Sounds like your mare should be able to provide more than enough nutrition for the foal. I wouldn’t be giving it any supplements, just make hay available.

when i weighed my LMF SS for grass in a 1 lb coffee can it held 1.5 lbs of SS filled to the top and 1 lb of SS was 2/3 of the can…

personally i would drop the senior and just feed 3/4 can of SS ONCE a day if that is what vet recommended…

[QUOTE=Appsolute;6444022]
Echoing the others. LMF Super Supplement is an all inclusive supplement, and you are supposed to feed no more than one pound per day (which I find is about 4 cups). [/QUOTE]

When I’ve weighed LMF SS it’s actually more like 2 measuring cups equals 1 lb.

Thats odd… I have weighed it as well – a little food scale. Maybe it was off.

So we have:

Close to 4 cups (not heaping, leveled)
2 cups
¾ of a one pound coffee can

I guess I will weigh mine again.

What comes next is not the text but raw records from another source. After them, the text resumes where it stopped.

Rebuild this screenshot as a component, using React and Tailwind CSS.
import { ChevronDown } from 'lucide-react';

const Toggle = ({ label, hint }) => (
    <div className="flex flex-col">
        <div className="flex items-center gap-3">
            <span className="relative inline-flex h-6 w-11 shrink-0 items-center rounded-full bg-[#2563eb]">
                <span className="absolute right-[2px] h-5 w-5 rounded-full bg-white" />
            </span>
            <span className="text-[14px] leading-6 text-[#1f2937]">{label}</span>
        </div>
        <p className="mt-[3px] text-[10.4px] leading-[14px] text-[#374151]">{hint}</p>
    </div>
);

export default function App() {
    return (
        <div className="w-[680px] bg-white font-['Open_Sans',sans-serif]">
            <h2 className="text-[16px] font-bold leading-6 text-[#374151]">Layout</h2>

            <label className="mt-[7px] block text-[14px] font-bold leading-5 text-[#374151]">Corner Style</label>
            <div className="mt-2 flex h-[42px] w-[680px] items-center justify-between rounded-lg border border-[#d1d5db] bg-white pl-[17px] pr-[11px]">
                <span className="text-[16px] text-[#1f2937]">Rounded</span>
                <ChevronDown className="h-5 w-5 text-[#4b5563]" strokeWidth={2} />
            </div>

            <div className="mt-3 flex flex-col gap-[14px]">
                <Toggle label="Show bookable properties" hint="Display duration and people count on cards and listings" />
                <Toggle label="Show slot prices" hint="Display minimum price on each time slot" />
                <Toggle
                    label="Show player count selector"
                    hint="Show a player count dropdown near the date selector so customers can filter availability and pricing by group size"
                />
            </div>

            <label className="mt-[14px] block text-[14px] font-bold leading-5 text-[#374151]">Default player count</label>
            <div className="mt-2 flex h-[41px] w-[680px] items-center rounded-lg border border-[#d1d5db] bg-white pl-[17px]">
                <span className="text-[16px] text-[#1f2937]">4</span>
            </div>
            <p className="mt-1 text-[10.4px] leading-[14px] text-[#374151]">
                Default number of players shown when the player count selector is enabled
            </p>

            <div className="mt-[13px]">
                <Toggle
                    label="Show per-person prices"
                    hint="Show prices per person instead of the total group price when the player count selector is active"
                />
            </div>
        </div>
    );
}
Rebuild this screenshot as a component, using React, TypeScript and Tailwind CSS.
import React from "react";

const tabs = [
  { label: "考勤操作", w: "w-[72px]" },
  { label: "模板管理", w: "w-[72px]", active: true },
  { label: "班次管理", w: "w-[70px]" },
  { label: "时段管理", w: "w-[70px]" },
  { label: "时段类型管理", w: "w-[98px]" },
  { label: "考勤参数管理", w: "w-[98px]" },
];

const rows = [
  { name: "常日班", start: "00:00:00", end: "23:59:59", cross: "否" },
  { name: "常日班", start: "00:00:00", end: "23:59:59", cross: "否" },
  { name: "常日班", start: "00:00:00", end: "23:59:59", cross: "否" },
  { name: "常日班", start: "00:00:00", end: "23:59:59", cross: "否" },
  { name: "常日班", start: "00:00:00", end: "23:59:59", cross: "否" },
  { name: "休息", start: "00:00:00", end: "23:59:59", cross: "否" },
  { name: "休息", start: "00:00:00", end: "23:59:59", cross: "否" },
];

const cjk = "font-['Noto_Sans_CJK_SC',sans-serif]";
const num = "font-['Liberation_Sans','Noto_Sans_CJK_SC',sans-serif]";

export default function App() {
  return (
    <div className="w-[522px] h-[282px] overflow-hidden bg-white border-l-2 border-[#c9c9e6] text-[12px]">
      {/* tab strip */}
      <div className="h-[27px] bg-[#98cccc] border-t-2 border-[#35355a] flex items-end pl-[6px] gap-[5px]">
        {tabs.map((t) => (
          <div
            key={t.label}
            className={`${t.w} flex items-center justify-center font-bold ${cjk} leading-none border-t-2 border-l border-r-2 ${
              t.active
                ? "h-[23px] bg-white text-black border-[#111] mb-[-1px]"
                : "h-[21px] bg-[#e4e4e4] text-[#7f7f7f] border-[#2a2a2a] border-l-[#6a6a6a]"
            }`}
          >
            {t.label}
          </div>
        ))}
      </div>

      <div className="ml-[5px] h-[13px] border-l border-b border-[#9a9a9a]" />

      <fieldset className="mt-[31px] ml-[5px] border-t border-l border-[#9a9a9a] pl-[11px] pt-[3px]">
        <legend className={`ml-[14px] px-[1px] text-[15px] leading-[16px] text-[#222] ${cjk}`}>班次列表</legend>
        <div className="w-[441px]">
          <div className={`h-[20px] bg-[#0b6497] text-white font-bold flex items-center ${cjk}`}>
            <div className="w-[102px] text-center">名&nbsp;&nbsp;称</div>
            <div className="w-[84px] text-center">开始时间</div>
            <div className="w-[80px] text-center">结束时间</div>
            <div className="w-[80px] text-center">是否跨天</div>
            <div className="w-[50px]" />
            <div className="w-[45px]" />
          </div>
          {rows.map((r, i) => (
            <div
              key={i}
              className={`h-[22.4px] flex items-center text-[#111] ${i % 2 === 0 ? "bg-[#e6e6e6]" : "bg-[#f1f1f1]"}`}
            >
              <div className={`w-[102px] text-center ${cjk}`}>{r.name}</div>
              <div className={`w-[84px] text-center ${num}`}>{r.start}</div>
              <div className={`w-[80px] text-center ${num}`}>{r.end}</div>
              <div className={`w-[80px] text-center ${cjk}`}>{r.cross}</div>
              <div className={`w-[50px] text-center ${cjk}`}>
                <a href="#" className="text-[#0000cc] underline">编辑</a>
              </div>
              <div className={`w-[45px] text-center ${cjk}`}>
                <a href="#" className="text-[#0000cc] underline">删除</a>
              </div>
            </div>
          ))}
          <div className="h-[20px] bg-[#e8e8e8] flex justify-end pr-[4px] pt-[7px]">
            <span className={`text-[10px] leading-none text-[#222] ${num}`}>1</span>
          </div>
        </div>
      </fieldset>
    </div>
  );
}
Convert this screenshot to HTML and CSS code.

I KNOW my dry dog food is ¼ pound per cup, and SS seems to have the same desity – ½ pound per cup would mean SS has the same weight as water – but maybe it is that dense!

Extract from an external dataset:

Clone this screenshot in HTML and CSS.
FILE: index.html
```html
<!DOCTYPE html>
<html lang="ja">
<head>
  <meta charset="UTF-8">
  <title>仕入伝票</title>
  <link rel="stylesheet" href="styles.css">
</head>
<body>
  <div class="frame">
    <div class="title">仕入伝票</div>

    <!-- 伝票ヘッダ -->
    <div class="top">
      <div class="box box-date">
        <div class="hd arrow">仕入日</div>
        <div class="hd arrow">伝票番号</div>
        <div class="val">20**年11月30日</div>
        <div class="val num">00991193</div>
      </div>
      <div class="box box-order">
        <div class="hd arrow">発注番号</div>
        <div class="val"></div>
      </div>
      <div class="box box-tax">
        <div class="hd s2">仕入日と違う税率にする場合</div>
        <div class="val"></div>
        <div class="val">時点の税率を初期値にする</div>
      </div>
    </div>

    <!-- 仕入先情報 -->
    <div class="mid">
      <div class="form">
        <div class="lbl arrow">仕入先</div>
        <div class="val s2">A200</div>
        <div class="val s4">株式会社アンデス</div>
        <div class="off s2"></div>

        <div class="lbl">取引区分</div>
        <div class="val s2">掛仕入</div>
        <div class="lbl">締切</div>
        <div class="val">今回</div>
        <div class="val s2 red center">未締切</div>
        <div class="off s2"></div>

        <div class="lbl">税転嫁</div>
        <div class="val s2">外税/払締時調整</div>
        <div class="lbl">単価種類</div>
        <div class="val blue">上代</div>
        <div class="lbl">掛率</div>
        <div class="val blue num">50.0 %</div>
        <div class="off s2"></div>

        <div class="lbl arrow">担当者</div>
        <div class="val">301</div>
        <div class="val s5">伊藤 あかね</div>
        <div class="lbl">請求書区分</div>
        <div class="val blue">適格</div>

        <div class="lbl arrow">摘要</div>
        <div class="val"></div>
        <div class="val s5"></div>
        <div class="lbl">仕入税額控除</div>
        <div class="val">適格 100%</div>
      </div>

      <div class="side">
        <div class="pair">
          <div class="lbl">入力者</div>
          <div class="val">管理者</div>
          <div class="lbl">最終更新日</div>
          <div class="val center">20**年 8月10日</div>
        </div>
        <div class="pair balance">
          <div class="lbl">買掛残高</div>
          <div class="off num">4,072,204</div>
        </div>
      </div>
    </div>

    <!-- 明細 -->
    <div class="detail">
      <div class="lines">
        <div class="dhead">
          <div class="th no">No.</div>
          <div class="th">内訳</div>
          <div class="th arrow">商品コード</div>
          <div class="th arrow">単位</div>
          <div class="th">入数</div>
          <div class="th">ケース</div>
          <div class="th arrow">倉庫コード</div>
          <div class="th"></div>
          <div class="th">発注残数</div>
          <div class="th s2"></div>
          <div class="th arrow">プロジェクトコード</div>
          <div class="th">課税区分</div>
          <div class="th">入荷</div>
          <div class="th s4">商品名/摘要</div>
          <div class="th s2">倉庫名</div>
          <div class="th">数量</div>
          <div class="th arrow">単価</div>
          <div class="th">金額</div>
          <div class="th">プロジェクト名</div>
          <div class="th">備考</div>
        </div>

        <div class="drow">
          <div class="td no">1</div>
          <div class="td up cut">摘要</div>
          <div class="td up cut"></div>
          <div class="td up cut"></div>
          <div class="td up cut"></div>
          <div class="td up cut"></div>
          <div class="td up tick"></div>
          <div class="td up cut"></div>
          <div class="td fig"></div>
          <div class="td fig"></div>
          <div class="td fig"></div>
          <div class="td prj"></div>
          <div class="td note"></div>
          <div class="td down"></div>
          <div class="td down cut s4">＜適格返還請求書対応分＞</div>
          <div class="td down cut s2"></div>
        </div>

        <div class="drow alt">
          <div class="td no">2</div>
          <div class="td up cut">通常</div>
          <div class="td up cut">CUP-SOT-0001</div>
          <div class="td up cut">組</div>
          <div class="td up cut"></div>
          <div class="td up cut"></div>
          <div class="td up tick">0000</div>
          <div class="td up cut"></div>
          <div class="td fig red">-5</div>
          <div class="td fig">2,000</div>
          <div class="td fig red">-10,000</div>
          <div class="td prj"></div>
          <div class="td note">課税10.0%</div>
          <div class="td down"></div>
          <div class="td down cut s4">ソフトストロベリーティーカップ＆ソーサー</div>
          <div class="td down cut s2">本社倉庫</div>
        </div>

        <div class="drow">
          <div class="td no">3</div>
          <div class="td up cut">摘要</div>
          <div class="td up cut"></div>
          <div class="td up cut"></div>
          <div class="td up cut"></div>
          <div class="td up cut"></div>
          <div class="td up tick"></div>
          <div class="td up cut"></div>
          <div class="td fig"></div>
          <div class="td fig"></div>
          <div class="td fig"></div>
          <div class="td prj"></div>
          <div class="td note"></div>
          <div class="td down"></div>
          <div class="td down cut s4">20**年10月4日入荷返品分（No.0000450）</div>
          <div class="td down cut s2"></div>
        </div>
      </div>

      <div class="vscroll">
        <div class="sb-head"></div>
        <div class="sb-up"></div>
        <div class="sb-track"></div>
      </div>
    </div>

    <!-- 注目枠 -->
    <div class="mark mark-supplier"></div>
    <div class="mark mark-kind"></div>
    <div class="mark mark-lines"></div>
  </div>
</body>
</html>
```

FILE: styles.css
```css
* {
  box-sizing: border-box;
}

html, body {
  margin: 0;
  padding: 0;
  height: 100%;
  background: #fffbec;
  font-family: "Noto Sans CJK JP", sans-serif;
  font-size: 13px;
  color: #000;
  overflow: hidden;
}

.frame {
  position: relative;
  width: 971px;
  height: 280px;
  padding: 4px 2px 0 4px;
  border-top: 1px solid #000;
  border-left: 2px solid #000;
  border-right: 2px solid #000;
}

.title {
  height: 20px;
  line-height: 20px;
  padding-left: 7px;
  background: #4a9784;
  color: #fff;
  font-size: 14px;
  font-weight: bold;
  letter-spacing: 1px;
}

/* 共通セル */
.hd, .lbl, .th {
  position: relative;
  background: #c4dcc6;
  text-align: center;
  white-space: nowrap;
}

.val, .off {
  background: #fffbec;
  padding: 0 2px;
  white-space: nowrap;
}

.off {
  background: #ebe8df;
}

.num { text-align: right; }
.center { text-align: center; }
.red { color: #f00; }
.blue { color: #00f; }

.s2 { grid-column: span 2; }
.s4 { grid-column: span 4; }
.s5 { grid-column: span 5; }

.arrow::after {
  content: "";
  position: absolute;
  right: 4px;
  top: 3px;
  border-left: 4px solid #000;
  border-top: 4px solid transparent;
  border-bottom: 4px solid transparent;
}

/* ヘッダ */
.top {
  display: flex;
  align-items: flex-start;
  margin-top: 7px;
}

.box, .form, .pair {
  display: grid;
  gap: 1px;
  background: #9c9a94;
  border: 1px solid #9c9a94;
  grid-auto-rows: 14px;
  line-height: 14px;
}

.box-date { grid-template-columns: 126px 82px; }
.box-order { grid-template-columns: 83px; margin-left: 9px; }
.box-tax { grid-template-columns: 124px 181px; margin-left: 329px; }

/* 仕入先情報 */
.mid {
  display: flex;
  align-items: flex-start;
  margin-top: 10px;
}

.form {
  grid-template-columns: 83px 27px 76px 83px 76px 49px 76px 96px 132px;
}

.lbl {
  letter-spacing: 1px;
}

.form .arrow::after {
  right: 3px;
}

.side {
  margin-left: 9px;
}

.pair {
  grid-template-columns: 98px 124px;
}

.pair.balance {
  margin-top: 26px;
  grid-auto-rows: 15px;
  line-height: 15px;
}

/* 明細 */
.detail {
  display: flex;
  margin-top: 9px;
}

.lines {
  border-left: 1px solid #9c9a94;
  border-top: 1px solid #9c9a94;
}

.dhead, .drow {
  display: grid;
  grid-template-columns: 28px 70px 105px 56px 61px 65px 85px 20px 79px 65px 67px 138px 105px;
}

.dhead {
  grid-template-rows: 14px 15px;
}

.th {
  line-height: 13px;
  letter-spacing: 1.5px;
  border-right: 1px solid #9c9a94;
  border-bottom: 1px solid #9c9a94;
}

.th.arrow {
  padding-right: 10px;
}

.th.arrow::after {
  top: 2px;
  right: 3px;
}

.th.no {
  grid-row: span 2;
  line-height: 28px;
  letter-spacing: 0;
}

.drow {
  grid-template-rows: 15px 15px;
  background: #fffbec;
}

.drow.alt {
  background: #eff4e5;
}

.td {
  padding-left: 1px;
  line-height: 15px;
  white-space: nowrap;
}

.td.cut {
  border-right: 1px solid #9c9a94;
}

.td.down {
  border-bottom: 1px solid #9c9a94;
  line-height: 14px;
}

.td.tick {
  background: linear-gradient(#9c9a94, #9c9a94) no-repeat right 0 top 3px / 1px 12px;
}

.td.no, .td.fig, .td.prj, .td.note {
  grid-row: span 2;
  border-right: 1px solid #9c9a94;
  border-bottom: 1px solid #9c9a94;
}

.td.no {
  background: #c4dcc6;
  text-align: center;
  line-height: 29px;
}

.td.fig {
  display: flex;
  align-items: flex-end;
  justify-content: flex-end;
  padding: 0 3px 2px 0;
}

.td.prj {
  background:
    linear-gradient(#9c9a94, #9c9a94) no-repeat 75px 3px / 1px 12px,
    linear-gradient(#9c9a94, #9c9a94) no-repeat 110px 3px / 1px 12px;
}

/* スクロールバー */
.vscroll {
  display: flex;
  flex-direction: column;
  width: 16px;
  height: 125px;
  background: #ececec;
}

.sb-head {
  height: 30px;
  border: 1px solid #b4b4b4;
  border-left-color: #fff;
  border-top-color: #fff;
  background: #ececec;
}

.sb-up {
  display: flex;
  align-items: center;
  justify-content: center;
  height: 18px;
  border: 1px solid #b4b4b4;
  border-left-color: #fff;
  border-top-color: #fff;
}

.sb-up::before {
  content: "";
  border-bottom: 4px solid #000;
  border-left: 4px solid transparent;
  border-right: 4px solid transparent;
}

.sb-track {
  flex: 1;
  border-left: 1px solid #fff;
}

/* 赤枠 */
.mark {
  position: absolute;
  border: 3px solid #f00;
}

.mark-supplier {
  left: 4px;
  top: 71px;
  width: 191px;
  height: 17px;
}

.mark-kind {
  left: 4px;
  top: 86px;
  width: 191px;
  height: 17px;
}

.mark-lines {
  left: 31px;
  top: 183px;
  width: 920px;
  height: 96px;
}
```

I’ve found 1 c is about 1/2 lb …

Had a recent kitchen remodel and now I can’t find the kitchen scale :slight_smile: I have been feeding according to what my vet says and that is that 4 cups is approximately
1 and 1/4 lbs! Just to further confuse ! This is LMF SS G.

Don’t listen to vets! LOLOL :wink:

You really need to weigh it. I can tell you that the 2 RBs I have personally used, so have personally weighed - TC30 and Progressive Grass Advantage - have been 3c/lb. Pretty well right on the nose.

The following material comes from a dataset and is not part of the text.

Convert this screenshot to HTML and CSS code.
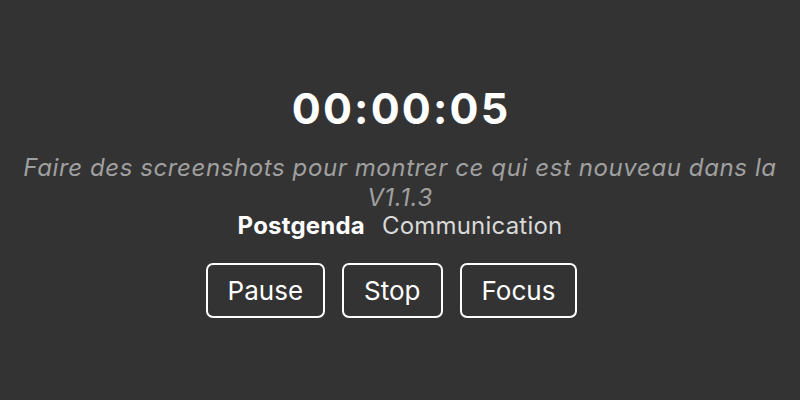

According to your vet, 4c=1.25lb also puts it at 3c/lb. However, we now have someone who has weighed it at 2c/lb.

With some feedstuffs it’s not important to actually weigh in most cases - usually the forage.

However, when it comes to something like a fortified feed, and probably especially a ration balancer, you DO need to weigh what you have to figure it out. If you’re only supposed to feed 1lb, you’re wasting $$ by feeding 1.25lb. If you’re supposed to feed 5lb of a fortified feed and you’re only feeding 2lb, you should switch to something else.

Actually have weighed it several times over the nearly 10 plus years of use. Will weigh again when I come across that darn scale! 1.25 lb is okay for horses that are well above 1000lbs which 3 of 4 of mine are. Hear you though, the stuff is super expensive these days. I remember not too terrible long ago is was closer to $15.00/bag instead of $31.49 just the other day. Will definitely be double checking!!!

You’re right, the really heavy guys could use 1.25lb :slight_smile:

But yeah the point is - no sense feeding even 1/4lb more than you need to be :slight_smile:

I struggled to get the weight off my easy keeping ponies (1000lb ponies–so not little ponies) using LMF super g even at the one lb dose. I switched to TDI 10 which is fed at 2lb a day and have had no problems keeping the ponies a manageable size. Super G is great stuff–but not for everyone.

Some horses can easily get “fat” on the amount of soy in a ration balancer.

[QUOTE=Appsolute;6446095]
Thats odd… I have weighed it as well – a little food scale. Maybe it was off.

So we have:

Close to 4 cups (not heaping, leveled)
2 cups
¾ of a one pound coffee can

I guess I will weigh mine again. I KNOW my dry dog food is ¼ pound per cup, and SS seems to have the same desity – ½ pound per cup would mean SS has the same weight as water – but maybe it is that dense![/QUOTE]

fwiw, i said between 2/3 and 3/4 - but i was wrong… 1 pound would be 2/3 or .67 percent of a 1 pound can.

so i think that agrees pretty much with 1 cup = .5 pounds.

:slight_smile:

[QUOTE=mbm;6447907]
fwiw, i said between 2/3 and 3/4 - but i was wrong… 1 pound would be 2/3 or .67 percent of a 1 pound can.

so i think that agrees pretty much with 1 cup = .5 pounds.

:)[/QUOTE]

Yes, and I would also add that I’ve done this both with LMF SS (which I used to feed) and TDI-10 (which I currently feed) and on several different scales, fwiw.

Buy a scale or borrow one! Cups and coffee cans are measures of VOLUME, not of WEIGHT. And depending on how hard you pack into that cup or coffee can, it affects the weight.

I think it is about 3 cups loosely scooped (not packed down). I found a small scoop in the feed store (it was actually for dog food, but was in the horse feed section) that turns out to hold almost exactly 1 pound of LMF - I used a cooking scale, weighed the scoop first, then figured out how full the scoop has to be for one pound of LMF SS. And that is now my SS scoop!

how would you pack down pellets?

in any case - i agree weighing os what you need to do… which is how i know how much to fill a can to make one lb of LMF… i weighed it numerous times, then i used a sharpy to mark my cans for the appropriate horses.